The present company contemplates an extension of the South African cable to Australia, and when the Pacific line is completed, there will be communication from north, east, and west.

One great drawback to the present service is the enormous extent of land lines which have to be maintained through sparsely populated country. Most of the settlement on the mainland is on the eastward while the cables come in on the north. One land line runs right through the continent, while the other skirts its western shore. The Pacific line will come into communication with the east part of the continent and there will be less chance of delays. With the two additional cables, the probability of being entirely cut off will be reduced to a minimum and it will be a good day for Australia when the first message comes through on the "all red" line".


In 1901 the "Pacific Cable Board" was formed with eight members: three from Britain, two from Canada, two from Australia and one from New Zealand. Funding for the project was shared between the British, Canadian, New Zealand, New South Wales, Victorian and Queensland governments.

In mid-1900, The Pacific Cable Board's Report was finalised and the process of tendering for the construction of the cable commenced.

28 February 1901.

The contract for the Pacific (all British) cable (says our London correspondent) bears the signatures of the Chancellor of the Exchequer (Sir Michael Hicks-Beach), Mr W. H. Fisher, one of the Lords Commissioners of the Treasury, Lord Strathcona and Mount Royal, Mr. Henry Copeland, Sir Andrew Clarke, M. W. P. Reeves and Sir Horrace Tozer.
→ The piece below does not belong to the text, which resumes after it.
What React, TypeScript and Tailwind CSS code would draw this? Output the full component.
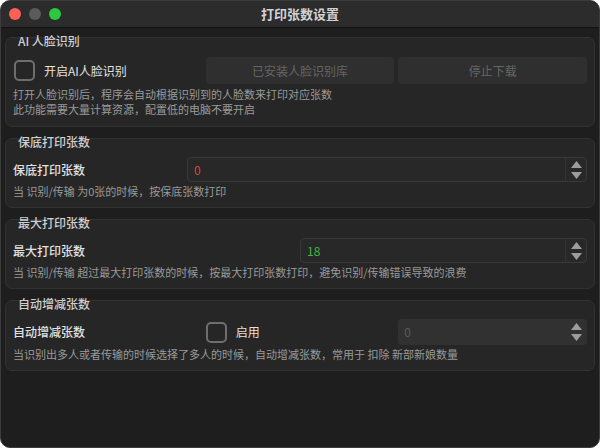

The total amount of the contract entered into with the Telegraph Construction and Maintenance Company is £1,795,000. This amount is made up of:

Goulburn Herald, 11 April 1900:
"The Imperial Pacific Cable Board, having carefully considered the proposed agreement between the colonial governments and the Eastern Extension Telegraph Company, has unanimously concluded that the company's offer would very materially injure the revenue to be derived from the Imperial Pacific cable. Fearing that the Pacific cable project might be delayed if the Eastern Extension Telegraph Company's offer is accepted, the board recommends the Australian governments to endeavour to conclude another agreement on the lines of the existing contract with the company, to expire when the Imperial Pacific cable has been laid".
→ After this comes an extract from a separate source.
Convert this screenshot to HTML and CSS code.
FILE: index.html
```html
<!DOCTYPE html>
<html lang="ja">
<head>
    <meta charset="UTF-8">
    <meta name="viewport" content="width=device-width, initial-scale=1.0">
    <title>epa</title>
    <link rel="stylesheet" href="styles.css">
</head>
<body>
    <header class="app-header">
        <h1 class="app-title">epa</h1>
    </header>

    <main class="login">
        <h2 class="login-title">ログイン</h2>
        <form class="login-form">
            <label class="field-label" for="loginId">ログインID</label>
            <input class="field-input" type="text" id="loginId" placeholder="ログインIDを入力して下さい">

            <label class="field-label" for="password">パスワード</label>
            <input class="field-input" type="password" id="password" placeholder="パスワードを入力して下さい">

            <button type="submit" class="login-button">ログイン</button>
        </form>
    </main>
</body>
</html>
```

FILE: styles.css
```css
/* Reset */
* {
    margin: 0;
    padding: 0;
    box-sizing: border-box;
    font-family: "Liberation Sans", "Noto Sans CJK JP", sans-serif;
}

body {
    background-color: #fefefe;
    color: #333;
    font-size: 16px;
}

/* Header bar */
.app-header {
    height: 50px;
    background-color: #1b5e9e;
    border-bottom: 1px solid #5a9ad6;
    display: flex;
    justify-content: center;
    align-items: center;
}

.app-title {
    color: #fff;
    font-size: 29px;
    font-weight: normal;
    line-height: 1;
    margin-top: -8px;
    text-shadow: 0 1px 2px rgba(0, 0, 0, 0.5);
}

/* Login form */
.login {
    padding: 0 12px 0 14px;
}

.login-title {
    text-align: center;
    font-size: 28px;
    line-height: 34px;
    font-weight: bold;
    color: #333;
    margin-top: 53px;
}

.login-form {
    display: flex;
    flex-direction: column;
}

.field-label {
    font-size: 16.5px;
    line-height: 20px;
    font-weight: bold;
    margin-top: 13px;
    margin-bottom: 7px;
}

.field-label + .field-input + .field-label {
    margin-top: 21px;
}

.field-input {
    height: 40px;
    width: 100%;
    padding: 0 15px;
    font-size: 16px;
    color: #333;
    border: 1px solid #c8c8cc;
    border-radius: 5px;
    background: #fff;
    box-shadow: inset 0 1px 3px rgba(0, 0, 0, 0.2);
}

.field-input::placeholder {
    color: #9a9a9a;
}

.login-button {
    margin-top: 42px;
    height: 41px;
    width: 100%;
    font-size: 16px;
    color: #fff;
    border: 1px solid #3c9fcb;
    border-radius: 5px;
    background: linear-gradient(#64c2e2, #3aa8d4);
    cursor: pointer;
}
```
LONDON, February 28.— The Pacific Cable Board has disapproved the agreement entered into by New South Wales with the Eastern Extension Australasia and China Telegraph Company.

Brisbane Courier and many other Queensland papers
11 March 1902.

" One of the fruits of the labours of what has been called the Continuous Ministry, which Queenslsad is now about to receive, is the construction of the Pacific Cable, the laying of which is being commenced at Southport today. No State in Australia has fought so consistently or effectively against the Eastern cable monopoly as Queensland has and today her efforts are being crowned with success. And yet it seems strange that hitherto the candidates at the general election seem to have ignored the subject in their speeches in attacking or defending the administration of affairs by the Government".
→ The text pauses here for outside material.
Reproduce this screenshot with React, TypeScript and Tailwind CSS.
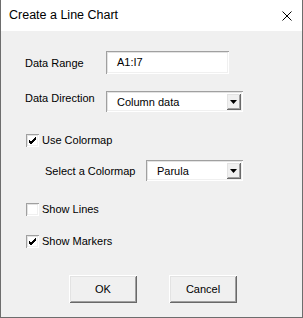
import { useState } from "react";

const raised =
  "shadow-[inset_1px_1px_0_#ffffff,inset_-1px_-1px_0_#696969,inset_2px_2px_0_#e3e3e3,inset_-2px_-2px_0_#a0a0a0]";
const sunken =
  "shadow-[inset_1px_1px_0_#a0a0a0,inset_-1px_-1px_0_#ffffff,inset_2px_2px_0_#e3e3e3,inset_-2px_-2px_0_#f0f0f0]";

function Check({ checked, label, onToggle }: { checked: boolean; label: string; onToggle: () => void }) {
  return (
    <button type="button" onClick={onToggle} className="flex h-[13px] items-center gap-[3px] text-left">
      <span className={`relative flex h-[13px] w-[13px] items-center justify-center bg-white ${sunken}`}>
        {checked ? (
          <svg width="9" height="9" viewBox="0 0 9 9" className="absolute left-[2px] top-[2px]">
            <path d="M1 4 L3 6 L8 1 M1 5 L3 7 L8 2 M1 6 L3 8 L8 3" stroke="#000" strokeWidth="1" fill="none" shapeRendering="crispEdges" />
          </svg>
        ) : null}
      </span>
      <span className="leading-[13px]">{label}</span>
    </button>
  );
}

function Combo({ value, width }: { value: string; width: string }) {
  return (
    <div className={`flex h-[21px] items-stretch bg-white p-[2px] ${sunken} ${width}`}>
      <span className="flex flex-1 items-center pl-[9px] leading-[14px]">{value}</span>
      <span className={`flex w-[15px] items-center justify-center bg-[#f0f0f0] ${raised}`}>
        <svg width="7" height="4" viewBox="0 0 7 4">
          <path d="M0 0 H7 L3.5 4 Z" fill="#000" />
        </svg>
      </span>
    </div>
  );
}

export default function App() {
  const [useColormap, setUseColormap] = useState(true);
  const [showLines, setShowLines] = useState(false);
  const [showMarkers, setShowMarkers] = useState(true);

  return (
    <div
      className="flex h-[318px] w-[303px] flex-col overflow-hidden border-x border-b border-[#6d6d6d] bg-[#f0f0f0] text-[11px] text-black"
      style={{ fontFamily: '"Liberation Sans", Arial, sans-serif' }}
    >
      <div className="flex h-[31px] shrink-0 items-center justify-between bg-white pl-[8px] pr-[10px]">
        <span className="text-[12.5px]">Create a Line Chart</span>
        <svg width="10" height="10" viewBox="0 0 10 10">
          <path d="M0.5 0.5 L9.5 9.5 M9.5 0.5 L0.5 9.5" stroke="#000" strokeWidth="1" />
        </svg>
      </div>

      <div className="flex flex-col pl-[24px]">
        <div className="mt-[20px] flex h-[23px] items-center">
          <span className="w-[81px] leading-[14px]">Data Range</span>
          <div className={`flex h-[23px] w-[123px] items-center bg-white pl-[11px] ${sunken}`}>A1:I7</div>
        </div>

        <div className="mt-[17px] flex items-start">
          <span className="w-[81px] leading-[14px]">Data Direction</span>
          <Combo value="Column data" width="w-[137px]" />
        </div>

        <div className="mt-[22px] pl-[1px]">
          <Check checked={useColormap} label="Use Colormap" onToggle={() => setUseColormap(!useColormap)} />
        </div>

        <div className="mt-[13px] flex items-center pl-[20px]">
          <span className="w-[101px] leading-[14px]">Select a Colormap</span>
          <Combo value="Parula" width="w-[97px]" />
        </div>

        <div className="mt-[22px] pl-[1px]">
          <Check checked={showLines} label="Show Lines" onToggle={() => setShowLines(!showLines)} />
        </div>

        <div className="mt-[19px] pl-[1px]">
          <Check checked={showMarkers} label="Show Markers" onToggle={() => setShowMarkers(!showMarkers)} />
        </div>

        <div className="mt-[27px] flex gap-[32px] pl-[44px]">
          <button type="button" className={`h-[28px] w-[68px] bg-[#f0f0f0] ${raised}`}>
            OK
          </button>
          <button type="button" className={`h-[28px] w-[68px] bg-[#f0f0f0] ${raised}`}>
            Cancel
          </button>
        </div>
      </div>
    </div>
  );
}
Brisbane Courier: 29 April 1902

Great success appeared to have followed the laying of the first sections of the Pacific cable, particularly on the New Zealand end, where a great deal of business has been done (NOTE: The Southport-Doubtless Bay cable was only completed on 26 March). The immediate effect of the increase, which comes through Queensland, has been to put great pressure on the lines between Queensland and the Southern States, which are under difficulty in coping with the amount of work thus provided.


In May 1902, the PCB gave a provisional date of opening as 15 November.

On 24 November 1902, a number of newspapers carried the announcement:

The Pacific Cable Board will commence operations on December 8".

The Brisbane Courier, on 8 December 1902 carried the following:

"The Pacific Cable, which was completed about a month ago, will be opened to traffic this morning. It is not expected that there will be any ceremony in connection with the event - that having been celebrated already. The work of transmitting the messages from Southport to Brisbane will be undertaken by the cable staff, which will be somewhat strengthened for the purpose. It is not expected that there will be any undue pressure on the Intercolonial line by the increased work but arrangements have been made, should such an event occur, to temporarily deviate some of the business over other lines to the South".

Launceston Examiner
5 November 1902

The Pacific cable, which has just been completed, furnished another link connecting the Australasian states with the outside world. It will enable their people to breathe more freely, for it makes for security in time of war and, being an all-British line of communication, it is more under our own control. Its location also removes it from the political storm centres of Europe and, although it may be interrupted, there is less likelihood of an event of this sort than in the old world lines. Moreover, it is not in the hands of a private company but is a national undertaking in which Australasia holds a share. Already the Commonwealth has reaped substantial advantages from the project. It caused the Eastern Extension Company to reduce its rates and also to couple up South Africa with these states.

Unfortunately, in the eagerness to reap the monetary advantages, concessions have been granted that are likely to seriously operate against the financial success of the new venture. It was opposed strongly by some of the important mainland journals but now it is an accomplished fact and the Commonwealth will have to bear its share of any loss. It is to be hoped we shall hear no more disparaging comments. Cables are an important adjuncts of commence. Whether trade follows the flag is a debatable point but it certainly follows those routes which are best supplied with means of communication. Whether any large amount of trade will eventually be opened up with Canada, time alone can demonstrate but the Pacific route to the old country is increasing in favour and, before long, we may expect to see a steady stream of travellers in that direction. The Dominion people deserve encouragement for their enterprise in bridging the continent. British Columbia bids fair to become an important portion of the Empire. and Vancouver stands as its western gateway. and promises to become an entrepot of trade with the Far East. It has been prophesied that the Pacific will in the future become the arena of national activity and, if so, then the nation which has rapid means of communication in its hands is the best equipped for future contingencies. The cable will strengthen the Empire, and will add to the security of its southern possessions.

In July 1907 Sir Henry Primrose was appointed chairman of the Pacific CableBoard.

In February 1918, Sir William Mercer was appointed chairman of the Pacific Cable Board.